After wood chips are pulped, either by chemical or mechanical means, the resulting pulp has a brownish color. In order to create a white or lighter colored final product, the pulp much be bleached. This module provides a brief background on wood fibers and chemical pulping, and then provides information on what bleaching is and how it fits into the papermaking process.

Learning Objectives

  • Identify and describe key equipment used in bleaching operations
  • Describe the purpose and application of each piece of equipment
  • Identify and describe typical bleach stage layouts
  • Identify key considerations in selection of pump types
  • Describe advantages and disadvantages of different tower types
  • Identify and describe safety hazards associated with equipment used in bleaching

Key Questions

The following key questions are answered in this module:

What is pulp bleaching?
Bleaching is a series of chemical processes that increase the brightness of cellulosic pulps.

What is pulp brightness and how is it measured?
Brightness is a measure used to tell how white the pulp appears. Brightness is measured by calculating the amount of blue light that reflects off the surface of a pulp handsheet sample. The higher the brightness, the whiter the pulp.

What are the chemicals used for pulp bleaching?
Today, the most common bleaching chemicals are chlorine dioxide, oxygen, hydrogen peroxide, and ozone.

What is the difference between "bleaching" and "brightening"?
Bleaching increases the brightness of pulp by removing lignin from the pulp. Brightening preserves and modifies lignin so it no longer appears brown. Brightening is usually temporary.

What does "Selectivity" of a bleaching chemical mean?
Selectivity is used to measure how well a bleaching chemical will remove lignin without affecting the cellulose and hemicelluloses in the pulp.

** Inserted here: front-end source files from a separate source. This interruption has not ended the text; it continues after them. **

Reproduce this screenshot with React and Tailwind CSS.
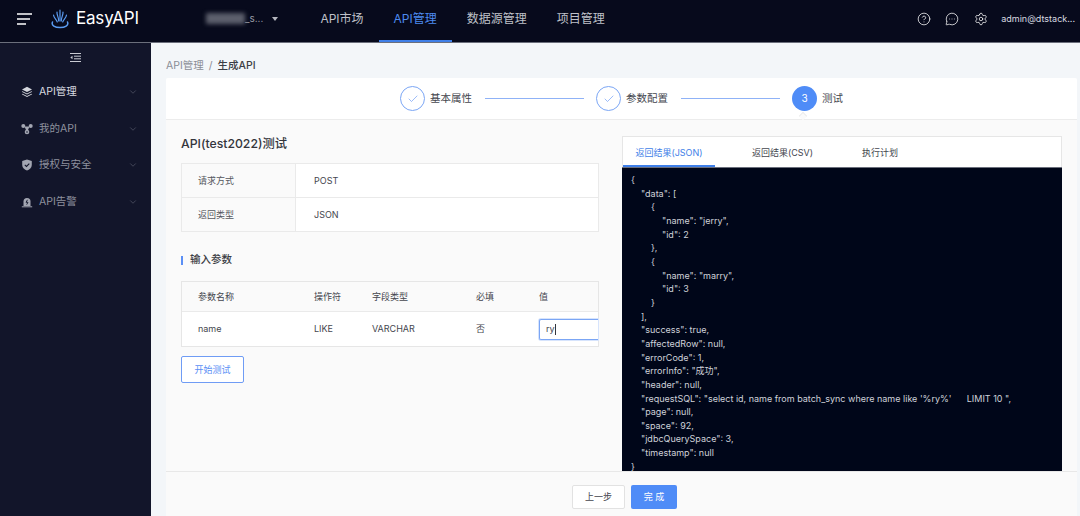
import React from "react";
import { ChevronDown, Check, CircleHelp, MessageCircleMore, Settings } from "lucide-react";

const FONT = "font-['Inter','Noto_Sans_CJK_SC',sans-serif]";

const JSON_LINES = [
    [0, "{"],
    [1, '"data": ['],
    [2, "{"],
    [3, '"name": "jerry",'],
    [3, '"id": 2'],
    [2, "},"],
    [2, "{"],
    [3, '"name": "marry",'],
    [3, '"id": 3'],
    [2, "}"],
    [1, "],"],
    [1, '"success": true,'],
    [1, '"affectedRow": null,'],
    [1, '"errorCode": 1,'],
    [1, '"errorInfo": "成功",'],
    [1, '"header": null,'],
    [1, '"requestSQL": "select id, name from batch_sync where name like \'%ry%\'      LIMIT 10 ",'],
    [1, '"page": null,'],
    [1, '"space": 92,'],
    [1, '"jdbcQuerySpace": 3,'],
    [1, '"timestamp": null'],
    [0, "}"],
];

function Logo() {
    return (
        <svg width="18" height="20" viewBox="0 0 18 20" fill="none" stroke="#5a9bf0" strokeWidth="1.2" strokeLinecap="round">
            <path d="M9 1v11" />
            <path d="M6 3c-.3 3 1.700 5 1.700 9" />
            <path d="M12 3c.3 3-1.700 5-1.700 9" />
            <path d="M2.500 6c.3 3 3 4.500 3.800 7" />
            <path d="M15.500 6c-.3 3-3 4.500-3.800 7" />
            <path d="M1.500 13c-1.500 3.500 2.500 5.500 7.500 5.500s9-2 7.500-5.500" strokeWidth="1.500" />
        </svg>
    );
}

function LayersIcon() {
    return (
        <svg width="12" height="12" viewBox="0 0 12 12" fill="#d5d7de">
            <path d="M6 .8 11 3.400 6 6 1 3.400z" />
            <path d="M1.500 5.300 6 7.600l4.500-2.300.7.500L6 8.600.8 5.800z" />
            <path d="M1.500 7.800 6 10.100l4.500-2.300.7.500L6 11.100.8 8.300z" />
        </svg>
    );
}

function ApiIcon() {
    return (
        <svg width="12" height="12" viewBox="0 0 12 12" fill="#a3a6b2">
            <circle cx="2.300" cy="3" r="2" />
            <circle cx="9.700" cy="3" r="2" />
            <circle cx="6" cy="9" r="2.300" />
            <path d="M3.500 3.500h5L7 7H5z" />
            <circle cx="6" cy="9" r=".8" fill="#12152a" />
        </svg>
    );
}

function ShieldIcon() {
    return (
        <svg width="12" height="12" viewBox="0 0 12 12">
            <path d="M6 .5 10.800 2v4c0 3-2.400 4.700-4.800 5.500C3.600 10.700 1.200 9 1.200 6V2z" fill="#a3a6b2" />
            <path d="m3.800 5.800 1.700 1.700 2.800-2.800" fill="none" stroke="#12152a" strokeWidth="1.100" />
        </svg>
    );
}

function AlarmIcon() {
    return (
        <svg width="12" height="12" viewBox="0 0 12 12">
            <path d="M2.500 10V5.500a3.500 3.500 0 0 1 7 0V10z" fill="#a3a6b2" />
            <path d="M.8 10.800h10.400" stroke="#a3a6b2" strokeWidth="1" />
            <path d="M6.500 3.800 5 6.300h2l-1.300 2.300" fill="none" stroke="#12152a" strokeWidth=".9" />
        </svg>
    );
}

function CollapseIcon() {
    return (
        <svg width="11" height="9" viewBox="0 0 11 9" fill="none" stroke="#c9cbd3" strokeWidth="1">
            <path d="M0 .5h11M4 3.200h7M4 5.800h7M0 8.500h11" />
            <path d="M2.500 2.800v3.400L.3 4.500z" fill="#c9cbd3" stroke="none" />
        </svg>
    );
}

function NavItem({ label, active }) {
    return (
        <div className={`relative flex h-full items-center px-[15px] pb-[5px] text-[12px] ${active ? "text-[#4d8af0]" : "text-[#bfc1c9]"}`}>
            {label}
            {active && <div className="absolute inset-x-0 bottom-0 h-[2px] bg-[#3f7fe8]" />}
        </div>
    );
}

function MenuItem({ icon, label, active }) {
    return (
        <div className="flex h-[36.500px] items-center pl-[21px] pr-[13px]">
            <div className="flex w-[18px] justify-start">{icon}</div>
            <span className={`flex-1 text-[10.500px] ${active ? "text-[#d8dae0]" : "text-[#8e919e]"}`}>{label}</span>
            <ChevronDown size={10} className="text-[#4c4f60]" />
        </div>
    );
}

function Step({ label, done, num }) {
    return (
        <div className="flex items-center">
            {done ? (
                <div className="flex h-[25px] w-[25px] items-center justify-center rounded-full border border-[#7ba6f5]">
                    <Check size={12} strokeWidth={1.2} className="text-[#5b8ff5]" />
                </div>
            ) : (
                <div className="flex h-[25px] w-[25px] items-center justify-center rounded-full bg-[#4f8cf7] text-[10px] text-white">{num}</div>
            )}
            <span className="ml-[5px] text-[10.500px] text-[#44464e]">{label}</span>
        </div>
    );
}

function InfoRow({ name, value, last }) {
    return (
        <div className={`flex items-center ${last ? "h-[33px]" : "h-[34px] border-b border-[#eaeaea]"}`}>
            <div className="flex h-full w-[114px] items-center border-r border-[#eaeaea] bg-[#fafafa] pl-[16px] text-[9px] text-[#55575e]">{name}</div>
            <div className="pl-[18px] text-[9px] text-[#44464e]">{value}</div>
        </div>
    );
}

function Tab({ label, active, width }) {
    return (
        <div className={`relative flex h-full items-center justify-center pt-[1px] text-[9px] ${width} ${active ? "text-[#3f7fe8]" : "text-[#44464e]"}`}>
            {label}
            {active && <div className="absolute inset-x-0 bottom-0 h-[2px] bg-[#3f7fe8]" />}
        </div>
    );
}

export default function App() {
    return (
        <div className={`flex h-[516px] w-[1080px] flex-col overflow-hidden bg-[#f3f6f9] ${FONT}`}>
            <header className="flex h-[43px] shrink-0 items-center border-b border-[#6b6f7c] bg-[#070a1c]">
                <div className="flex items-center pb-[5px]">
                    <svg width="16" height="12" viewBox="0 0 16 12" fill="none" stroke="#fff" strokeWidth="1.300" className="ml-[17px]">
                        <path d="M0 1h15M0 6h13M0 11h9" />
                    </svg>
                    <div className="ml-[18px]"><Logo /></div>
                    <span className="ml-[7px] text-[17px] tracking-[-0.2px] text-white">EasyAPI</span>
                    <div className="ml-[67px] flex items-center">
                        <div className="h-[11px] w-[39px] rounded-[1px] bg-[#5c5f6c] blur-[2px]" />
                        <span className="text-[10px] text-[#9a9ca6]">_s...</span>
                        <div className="ml-[9px] h-0 w-0 border-x-[3px] border-t-[4px] border-x-transparent border-t-[#b5b7bf]" />
                    </div>
                </div>
                <nav className="ml-[27px] flex h-full">
                    <NavItem label="API市场" />
                    <NavItem label="API管理" active />
                    <NavItem label="数据源管理" />
                    <NavItem label="项目管理" />
                </nav>
                <div className="ml-auto flex items-center pb-[5px] pr-[5px]">
                    <CircleHelp size={14} strokeWidth={1.300} className="text-white" />
                    <MessageCircleMore size={14} strokeWidth={1.300} className="ml-[14px] text-white" />
                    <Settings size={14} strokeWidth={1.300} className="ml-[15px] text-white" />
                    <span className="ml-[13px] text-[9px] text-[#d8dae0]">admin@dtstack...</span>
                </div>
            </header>
            <div className="flex min-h-0 flex-1">
                <aside className="w-[151px] shrink-0 bg-[#12152a]">
                    <div className="flex h-[28px] items-center justify-center"><CollapseIcon /></div>
                    <div className="pt-[3px]">
                        <MenuItem icon={<LayersIcon />} label="API管理" active />
                        <MenuItem icon={<ApiIcon />} label="我的API" />
                        <MenuItem icon={<ShieldIcon />} label="授权与安全" />
                        <MenuItem icon={<AlarmIcon />} label="API告警" />
                    </div>
                </aside>
                <main className="min-w-0 flex-1 pl-[15px] pr-[3px]">
                    <div className="flex h-[35px] items-center pt-[11px] text-[10.500px]">
                        <span className="text-[#8a8d96]">API管理</span>
                        <span className="mx-[5px] text-[#8a8d96]">/</span>
                        <span className="font-medium text-[#3c3e45]">生成API</span>
                    </div>
                    <div className="flex h-[438px] flex-col rounded-t-[2px] bg-[#fafafa]">
                        <div className="relative flex h-[42px] shrink-0 items-center rounded-t-[2px] border-b border-[#ececec] bg-white pl-[234px]">
                            <Step label="基本属性" done />
                            <div className="mx-[12.500px] h-px w-[99px] bg-[#8fb2f7]" />
                            <Step label="参数配置" done />
                            <div className="mx-[12.500px] h-px w-[99px] bg-[#8fb2f7]" />
                            <Step label="测试" num="3" />
                            <div className="absolute bottom-[-1px] left-[634px] h-[6px] w-[6px] translate-y-[-1px] rotate-45 border-l border-t border-[#ececec] bg-[#fafafa]" />
                        </div>
                        <div className="flex min-h-0 flex-1">
                            <div className="w-[456px] shrink-0 pl-[15px] pr-[8px]">
                                <div className="flex h-[43px] items-center pt-[6px] text-[12.250px] font-medium text-[#33353c]">API(test2022)测试</div>
                                <div className="w-[418px] border border-[#eaeaea] bg-white">
                                    <InfoRow name="请求方式" value="POST" />
                                    <InfoRow name="返回类型" value="JSON" last />
                                </div>
                                <div className="mt-[21px] flex h-[14px] items-center text-[10.500px] font-medium text-[#3c3e45]">
                                    <div className="mr-[7px] h-[9px] w-[2px] bg-[#5b8ff5]" />
                                    输入参数
                                </div>
                                <div className="mt-[14px] w-[418px] border border-[#e6e6e6] bg-white text-[9px]">
                                    <div className="flex h-[30px] items-center border-b border-[#eaeaea] bg-[#fafafa] text-[#44464e]">
                                        <div className="w-[132px] pl-[16px]">参数名称</div>
                                        <div className="w-[58px]">操作符</div>
                                        <div className="w-[104px]">字段类型</div>
                                        <div className="w-[63px]">必填</div>
                                        <div>值</div>
                                    </div>
                                    <div className="flex h-[34px] items-center text-[#44464e]">
                                        <div className="w-[132px] pl-[16px]">name</div>
                                        <div className="w-[58px]">LIKE</div>
                                        <div className="w-[104px]">VARCHAR</div>
                                        <div className="w-[63px]">否</div>
                                        <div className="flex h-[21px] flex-1 items-center rounded-l-[2px] border border-r-0 border-[#7ba6f5] pl-[6px] shadow-[0_0_0_1px_#d7e4fc]">
                                            ry<span className="h-[11px] w-px bg-[#33353c]" />
                                        </div>
                                    </div>
                                </div>
                                <button className="mt-[9px] h-[27px] w-[63px] rounded-[2px] border border-[#6f9cf5] bg-white text-[9px] text-[#5b8ff5]">开始测试</button>
                            </div>
                            <div className="flex h-[335px] w-[440px] shrink-0 flex-col self-end">
                                <div className="flex h-[31px] shrink-0 border border-b-0 border-[#e6e6e6] bg-white">
                                    <Tab label="返回结果(JSON)" width="w-[92px]" active />
                                    <Tab label="返回结果(CSV)" width="w-[103px] ml-[16px]" />
                                    <Tab label="执行计划" width="w-[78px] ml-[7px]" />
                                </div>
                                <pre className={`min-h-0 flex-1 overflow-hidden border-t border-[#6b6f7c] bg-[#000619] pl-[9px] pt-[5px] text-[9px] leading-[13.650px] text-[#cfd2da] ${FONT}`}>
                                    {JSON_LINES.map(([lvl, txt], i) => (
                                        <div key={i} className={lvl === 0 ? "" : lvl === 1 ? "pl-[10px]" : lvl === 2 ? "pl-[20px]" : "pl-[31px]"}>{txt}</div>
                                    ))}
                                </pre>
                            </div>
                        </div>
                        <div className="flex h-[45px] shrink-0 items-start justify-center gap-[6px] border-t border-[#e8e8e8] bg-[#fafafa] pl-[6px] pt-[13px]">
                            <button className="h-[24px] w-[53px] rounded-[2px] border border-[#e2e2e2] bg-white text-[9px] text-[#44464e]">上一步</button>
                            <button className="h-[24px] w-[46px] rounded-[2px] bg-[#4f8cf7] text-[9px] text-white">完 成</button>
                        </div>
                    </div>
                </main>
            </div>
        </div>
    );
}
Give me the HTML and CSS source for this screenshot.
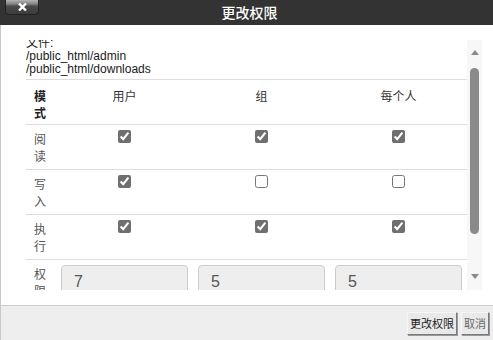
FILE: index.html
```html
<!DOCTYPE html>
<html lang="zh-CN">
<head>
<meta charset="utf-8">
<title>更改权限</title>
<link rel="stylesheet" href="styles.css">
</head>
<body>
<div class="dialog">
  <div class="titlebar">
    <button class="close" type="button" aria-label="关闭">
      <svg width="9" height="8" viewBox="0 0 9 8"><path d="M1 0.5 L8 7.5 M8 0.5 L1 7.5" stroke="#fff" stroke-width="2.4" fill="none"/></svg>
    </button>
    <h1 class="title">更改权限</h1>
  </div>
  <div class="body">
    <div class="viewport">
      <div class="content">
        <div class="files">文件:<br>/public_html/admin<br>/public_html/downloads</div>
        <table class="perms">
          <colgroup><col class="c-mode"><col><col><col></colgroup>
          <thead>
            <tr><th class="mode">模式</th><th>用户</th><th>组</th><th>每个人</th></tr>
          </thead>
          <tbody>
            <tr><td class="mode">阅读</td><td><input type="checkbox" checked></td><td><input type="checkbox" checked></td><td><input type="checkbox" checked></td></tr>
            <tr><td class="mode">写入</td><td><input type="checkbox" checked></td><td><input type="checkbox"></td><td><input type="checkbox"></td></tr>
            <tr><td class="mode">执行</td><td><input type="checkbox" checked></td><td><input type="checkbox" checked></td><td><input type="checkbox" checked></td></tr>
            <tr class="values"><td class="mode">权限</td><td><input class="num" type="text" value="7" readonly></td><td><input class="num" type="text" value="5" readonly></td><td><input class="num" type="text" value="5" readonly></td></tr>
          </tbody>
        </table>
      </div>
      <div class="scrollbar">
        <span class="arrow up"></span>
        <span class="thumb"></span>
        <span class="arrow down"></span>
      </div>
    </div>
  </div>
  <div class="footer">
    <button class="btn primary" type="button">更改权限</button>
    <button class="btn cancel" type="button">取消</button>
  </div>
</div>
</body>
</html>
```

FILE: styles.css
```css
html, body {
  margin: 0;
  padding: 0;
  background: #fff;
}
body {
  font-family: "Liberation Sans", "Noto Sans CJK SC", sans-serif;
}
.dialog {
  width: 493px;
  height: 340px;
  display: flex;
  flex-direction: column;
  overflow: hidden;
}
.titlebar {
  height: 25px;
  flex: none;
  background: #333333;
  display: grid;
  grid-template-columns: 1fr auto 1fr;
  align-items: center;
}
.close {
  grid-column: 1;
  justify-self: start;
  align-self: start;
  margin: 0 0 0 5px;
  width: 34px;
  height: 15px;
  padding: 0;
  border: 1px solid #222;
  border-top: none;
  border-radius: 0 0 4px 4px;
  background: linear-gradient(#b4b4b4 0, #8a8a8a 25%, #4a4a4a 45%, #3c3c3c 100%);
  display: flex;
  align-items: center;
  justify-content: center;
}
.close svg { display: block; margin-top: -1px; }
.title {
  grid-column: 2;
  margin: 0;
  padding-left: 6px;
  font-family: "Noto Sans CJK SC", sans-serif;
  font-size: 14px;
  font-weight: 500;
  color: #fff;
  line-height: 25px;
}
.body {
  flex: none;
  height: 280px;
  padding-top: 15px;
  border-left: 1px solid #c8c8c8;
  box-sizing: border-box;
}
.viewport {
  height: 250px;
  display: flex;
  padding-left: 25px;
}
.content {
  width: 441px;
  height: 250px;
  overflow: hidden;
  flex: none;
}
.files {
  margin-top: -3px;
  font-size: 12px;
  line-height: 13px;
  color: #1a1a1a;
  padding-bottom: 3px;
  border-bottom: 1px solid #dddddd;
}
.perms {
  width: 441px;
  table-layout: fixed;
  border-collapse: collapse;
  font-family: "Noto Sans CJK SC", sans-serif;
  font-size: 12px;
  line-height: 17px;
  color: #555;
}
.c-mode { width: 30px; }
.perms th, .perms td {
  padding: 5px 5px;
  text-align: center;
  vertical-align: top;
  border-bottom: 1px solid #dddddd;
  height: 34px;
}
.perms th {
  padding-top: 7px;
  padding-bottom: 3px;
  font-weight: normal;
  color: #333;
}
.perms .mode {
  text-align: left;
  padding-left: 8px;
  padding-right: 8px;
}
.perms th.mode {
  font-weight: bold;
  color: #222;
}
.perms input[type="checkbox"] {
  margin: 0;
  width: 13px;
  height: 13px;
  accent-color: #6f6f6f;
  vertical-align: top;
}
.num {
  display: block;
  width: 100%;
  height: 34px;
  box-sizing: border-box;
  margin: 0;
  padding: 6px 12px;
  border: 1px solid #cccccc;
  border-radius: 4px;
  background: #eeeeee;
  font-family: "Liberation Sans", sans-serif;
  font-size: 16px;
  color: #555;
}
.scrollbar {
  width: 15px;
  flex: none;
  background: #f7f7f7;
  display: flex;
  flex-direction: column;
  align-items: center;
}
.arrow {
  width: 0;
  height: 0;
  border-left: 4.5px solid transparent;
  border-right: 4.5px solid transparent;
}
.arrow.up {
  margin-top: 10px;
  border-bottom: 5px solid #8a8a8a;
}
.arrow.down {
  margin-top: auto;
  margin-bottom: 11px;
  border-top: 5px solid #8a8a8a;
}
.thumb {
  margin-top: 13px;
  width: 9px;
  height: 166px;
  background: #8a8a8a;
  border-radius: 5px;
}
.footer {
  flex: 1;
  background: #eeeeee;
  border-top: 1px solid #cccccc;
  border-left: 1px solid #c8c8c8;
  display: flex;
  justify-content: flex-end;
  align-items: flex-start;
  gap: 4px;
  padding: 6px 4px 0 0;
}
.btn {
  height: 23px;
  margin: 0;
  padding: 0 2px;
  font-family: "Noto Sans CJK SC", sans-serif;
  font-size: 11px;
  line-height: 21px;
  background: #e9e9e9;
  border: 1px solid;
  border-color: #f6f6f6 #7a7a7a #7a7a7a #f6f6f6;
  box-shadow: 1px 1px 0 #9a9a9a;
  border-radius: 0;
  color: #222;
}
.btn.cancel {
  color: #666;
}
```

A more selective chemical will preferentially react with lignin. Chemicals with low selectivity will attack cellulose and reduce the strength of the bleached pulp.

Sample Video Transcript

Below is a transcript of the video sample provided for this module:

Lignin refers to a group of organic compounds, which are present in the outer layers of the cell walls and between the fibers. It is the glue that holds the fibers together to make wood. To convert wood into paper the lignin that holds the fibers together must be broken down. The lignin content of soft woods is 26 to 32% by weight and for hard woods it is 20 to 28%. Lignin is dark brown in color. Even after most of the lignin has been removed from wood in chemical pulping processes, the pulp fibers are still brown. Lignin is the compound which must be removed or lightened by the bleaching process.